Uber Eats customers in California and Texas may soon have their takeout delivered by a driverless delivery pod after the company signed a 10-year deal with autonomous driving startup Nuro.
Today’s announcement is the culmination of over four years of start-and-stop negotiations between the two companies. Uber wanted to use Nuro’s vehicles to make deliveries in Houston back in 2019, but those plans never panned out. Now, the two companies have struck a decade-long deal to expand robot deliveries to more customers than ever.
Starting this fall, Uber and Nuro will deploy autonomous delivery vehicles in two cities: Mountain View, California, and Houston, Texas. Neither company would disclose the number of vehicles nor the expected number of customers who will participate in these early tests, but they did say they eventually hope to expand the service area to the greater Bay Area in California.

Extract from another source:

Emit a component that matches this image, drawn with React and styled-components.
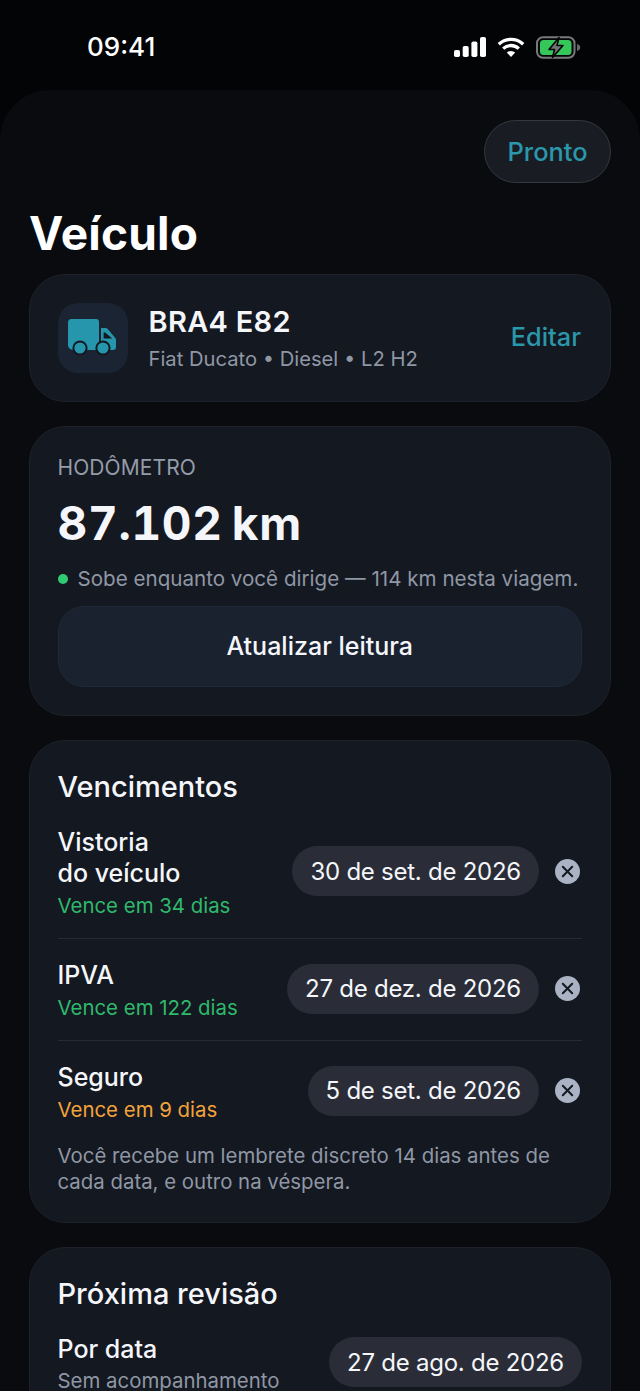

Nuro’s second-generation R2 vehicle is not your typical delivery robot designed only for sidewalk travel. It’s much larger, about half as wide as a compact sedan, but shorter than most cars. And there’s no room inside for human passengers or drivers, making it fully driverless in the truest sense. It has a top speed of 45 mph, making it ideal for residential travel but not allowing it to go on highways. It can carry a total of 500 lbs, with space for about 24 grocery bags in its compartments.
Nuro, which is valued at $8.6 billion, was founded in 2016 by Dave Ferguson and Jiajun Zhu, two veterans of the Google self-driving car project that would go on to become Waymo. It is one of the few companies to be operating fully driverless vehicles — that is, vehicles without safety drivers behind the wheel — on public roads today. It was the first company to receive a special exemption from certain federal safety requirements and was also the first to charge money for its driverless deliveries in California.
The permit, issued by the California DMV, only allows the company to operate its delivery service in parts of Santa Clara and San Mateo counties, which would mean most of the Silicon Valley and its tech workers would be within its domain but not San Francisco or Oakland. That means the company will need to obtain additional permission from the DMV before expanding its service area.
Nuro isn’t the only autonomous delivery company to work with Uber. The company is also working with Serve Robotics and Motional to test out robot deliveries. Serve Robotics operates delivery robots that travel on sidewalks, while Motional uses electric Hyundai Ioniq 5 SUVs with two safety drivers in the front seats. Serve and Motional’s respective pilots with Uber Eats are available to customers in the Los Angeles area.